In China, we assume that much of the slowdown started with tighter credit conditions, which have started to ease modestly, and that fiscal interventions will buoy activity in the second half of 2019. It is possible, however, that the impact of credit withdrawal has not yet fully played out, notably on the property market, and that we have yet to feel the full impact of the trade war with the US. Both factors are considerable uncertainties, and hard to quantify.
For the US, the combined sluggishness in the housing market – which is at odds with the very supportive macro factors, including employment and wage growth, household formation and very supportive financing conditions – and emerging weakness in business investment are traditional signs of cyclical weakness, which are important to monitor.
In Europe, the impact of protracted weakness in the external sector may have a much deeper effect on growth. Global trade is a much stronger driver of internal growth momentum than in the US or China. Political uncertainty will play in the background and is not limited to Brexit.

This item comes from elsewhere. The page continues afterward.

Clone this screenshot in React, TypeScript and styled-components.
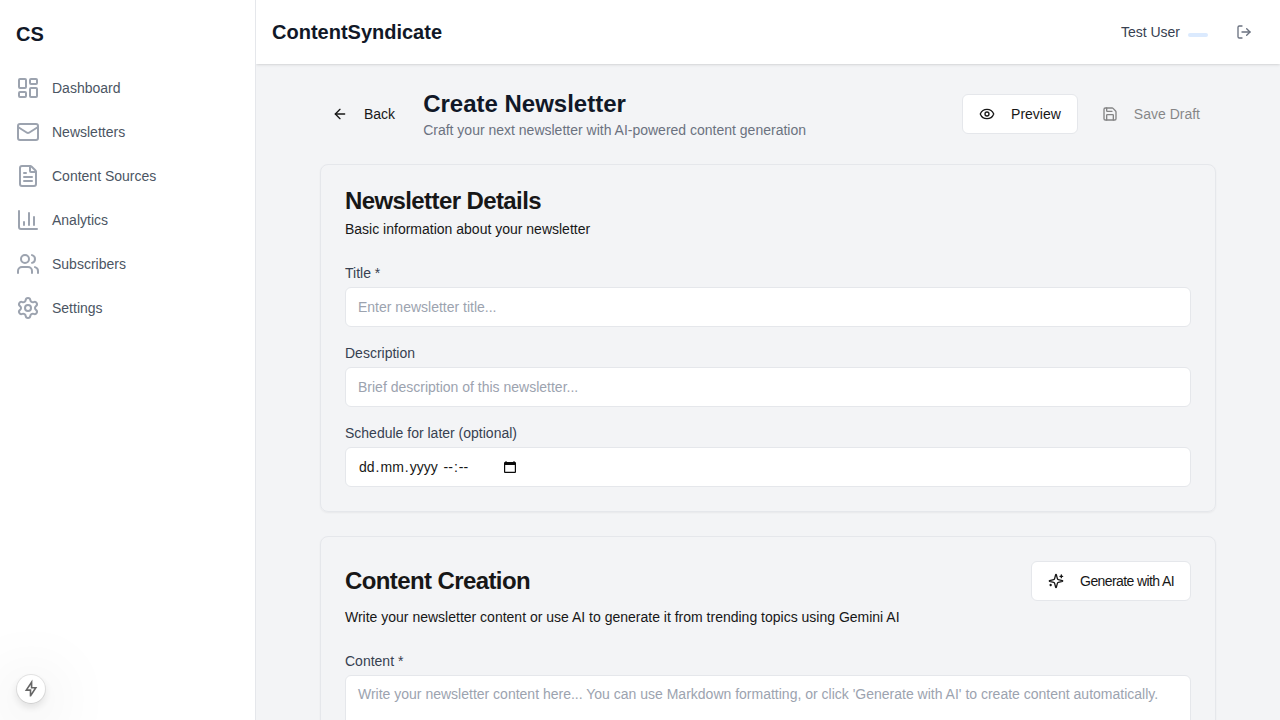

It also includes the outcome of the European Parliamentary elections, taking into account more populist and less traditional leadership in several member countries, as well as the impact of weak growth on Italian fiscal metrics, especially under the coalition government.

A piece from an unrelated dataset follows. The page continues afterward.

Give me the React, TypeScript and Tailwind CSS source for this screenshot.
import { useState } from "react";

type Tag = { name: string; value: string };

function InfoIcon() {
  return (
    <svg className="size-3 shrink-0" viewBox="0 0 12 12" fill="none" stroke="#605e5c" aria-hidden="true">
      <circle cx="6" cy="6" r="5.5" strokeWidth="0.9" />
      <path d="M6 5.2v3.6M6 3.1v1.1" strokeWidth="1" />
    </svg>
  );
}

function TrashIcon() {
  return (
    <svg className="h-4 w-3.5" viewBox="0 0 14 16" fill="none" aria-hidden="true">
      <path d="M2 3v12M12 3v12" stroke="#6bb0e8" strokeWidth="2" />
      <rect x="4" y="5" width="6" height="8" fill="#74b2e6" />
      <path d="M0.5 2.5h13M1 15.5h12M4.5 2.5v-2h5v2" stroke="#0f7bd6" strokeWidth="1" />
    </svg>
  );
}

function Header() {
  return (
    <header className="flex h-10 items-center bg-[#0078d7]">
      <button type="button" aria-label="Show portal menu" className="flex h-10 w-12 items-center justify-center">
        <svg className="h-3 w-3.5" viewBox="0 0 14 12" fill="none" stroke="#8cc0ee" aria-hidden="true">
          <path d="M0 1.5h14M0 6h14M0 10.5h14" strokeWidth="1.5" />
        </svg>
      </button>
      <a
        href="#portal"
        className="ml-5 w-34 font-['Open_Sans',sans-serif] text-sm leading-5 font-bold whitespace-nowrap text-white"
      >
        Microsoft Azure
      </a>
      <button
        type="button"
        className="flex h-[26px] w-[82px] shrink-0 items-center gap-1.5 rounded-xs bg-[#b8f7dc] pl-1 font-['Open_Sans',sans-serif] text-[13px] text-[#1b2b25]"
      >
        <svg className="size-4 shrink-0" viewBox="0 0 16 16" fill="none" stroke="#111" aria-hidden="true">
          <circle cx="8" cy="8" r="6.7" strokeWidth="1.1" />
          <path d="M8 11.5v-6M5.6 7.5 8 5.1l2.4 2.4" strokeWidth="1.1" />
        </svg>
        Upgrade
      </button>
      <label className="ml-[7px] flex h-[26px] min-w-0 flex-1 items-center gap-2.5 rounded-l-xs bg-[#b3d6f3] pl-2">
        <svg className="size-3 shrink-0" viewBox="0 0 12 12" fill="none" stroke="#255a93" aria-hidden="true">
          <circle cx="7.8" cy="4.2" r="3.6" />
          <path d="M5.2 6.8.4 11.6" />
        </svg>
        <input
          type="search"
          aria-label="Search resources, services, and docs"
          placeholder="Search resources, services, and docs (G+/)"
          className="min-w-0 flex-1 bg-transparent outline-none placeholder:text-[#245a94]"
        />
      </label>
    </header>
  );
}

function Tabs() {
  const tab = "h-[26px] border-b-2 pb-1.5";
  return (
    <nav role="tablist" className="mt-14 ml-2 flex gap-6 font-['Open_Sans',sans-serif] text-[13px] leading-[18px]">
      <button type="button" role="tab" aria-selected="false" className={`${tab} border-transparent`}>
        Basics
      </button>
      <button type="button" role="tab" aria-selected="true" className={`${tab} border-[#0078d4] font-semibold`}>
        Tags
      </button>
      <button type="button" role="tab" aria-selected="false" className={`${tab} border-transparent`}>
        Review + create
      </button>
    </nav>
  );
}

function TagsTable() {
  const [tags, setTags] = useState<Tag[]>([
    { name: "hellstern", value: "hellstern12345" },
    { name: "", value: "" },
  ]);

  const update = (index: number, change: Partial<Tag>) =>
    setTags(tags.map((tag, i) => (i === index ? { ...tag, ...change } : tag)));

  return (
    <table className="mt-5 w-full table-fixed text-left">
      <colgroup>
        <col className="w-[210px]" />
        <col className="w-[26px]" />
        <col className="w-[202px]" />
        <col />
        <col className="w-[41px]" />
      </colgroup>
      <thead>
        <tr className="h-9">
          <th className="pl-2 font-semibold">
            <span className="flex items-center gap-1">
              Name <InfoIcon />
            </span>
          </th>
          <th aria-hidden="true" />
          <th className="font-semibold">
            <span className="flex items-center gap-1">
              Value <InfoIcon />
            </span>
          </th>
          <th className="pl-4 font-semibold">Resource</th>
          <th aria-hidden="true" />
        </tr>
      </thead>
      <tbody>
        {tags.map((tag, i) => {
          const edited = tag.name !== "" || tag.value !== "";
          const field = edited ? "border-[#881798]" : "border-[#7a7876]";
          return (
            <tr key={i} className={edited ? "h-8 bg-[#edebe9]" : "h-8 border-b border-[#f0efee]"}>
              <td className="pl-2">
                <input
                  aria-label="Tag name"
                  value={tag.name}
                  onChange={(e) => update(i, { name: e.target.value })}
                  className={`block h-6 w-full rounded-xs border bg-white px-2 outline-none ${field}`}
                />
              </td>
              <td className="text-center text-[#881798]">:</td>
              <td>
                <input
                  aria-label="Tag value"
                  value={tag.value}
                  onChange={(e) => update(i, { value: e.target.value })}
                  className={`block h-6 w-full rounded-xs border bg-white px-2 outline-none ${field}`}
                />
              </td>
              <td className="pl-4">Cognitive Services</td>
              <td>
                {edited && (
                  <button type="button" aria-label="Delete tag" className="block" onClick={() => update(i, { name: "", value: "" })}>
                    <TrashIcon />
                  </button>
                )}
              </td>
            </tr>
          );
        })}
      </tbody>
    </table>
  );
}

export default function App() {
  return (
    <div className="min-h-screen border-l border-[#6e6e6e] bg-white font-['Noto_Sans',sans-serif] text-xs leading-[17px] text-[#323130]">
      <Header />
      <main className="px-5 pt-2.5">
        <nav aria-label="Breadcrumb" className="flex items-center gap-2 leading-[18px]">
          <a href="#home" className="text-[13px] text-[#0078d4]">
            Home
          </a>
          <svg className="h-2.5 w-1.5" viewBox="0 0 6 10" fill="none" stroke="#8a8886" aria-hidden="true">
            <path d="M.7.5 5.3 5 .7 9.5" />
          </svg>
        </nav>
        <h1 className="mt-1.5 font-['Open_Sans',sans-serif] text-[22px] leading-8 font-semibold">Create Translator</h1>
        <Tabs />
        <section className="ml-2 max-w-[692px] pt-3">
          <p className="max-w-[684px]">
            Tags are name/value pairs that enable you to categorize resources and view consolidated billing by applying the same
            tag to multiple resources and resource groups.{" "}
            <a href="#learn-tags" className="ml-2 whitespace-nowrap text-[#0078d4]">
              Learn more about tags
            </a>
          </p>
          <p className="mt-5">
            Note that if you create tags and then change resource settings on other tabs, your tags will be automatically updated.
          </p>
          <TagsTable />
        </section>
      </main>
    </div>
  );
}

The umbrella risk is that the uncertainty imposed by all these factors becomes reinforcing in a global economy that is weaker and more fragile than it was at the start of 2018. Our base case, however, is that one-offs correct – and a few things go right – aided by strong domestic demand conditions in key economies and very supportive monetary policies.
We expect global growth to slow to about 3.4%, from 3.8% in 2018, and to recover to 3.7% in 2020. Within this, growth from emerging markets should be supported by recovering economies hard hit in 2018, including Argentina and Turkey, with emerging market aggregate growth expected to be 4.7% in 2019 from 5.0% in 2018, and 5.1% by 2021. Developed economies are more likely to remain under pressure, with the growth forecast flat at 1.8% in 2019 and 2020 as momentum from 2018 is lost and the US tax boost fades.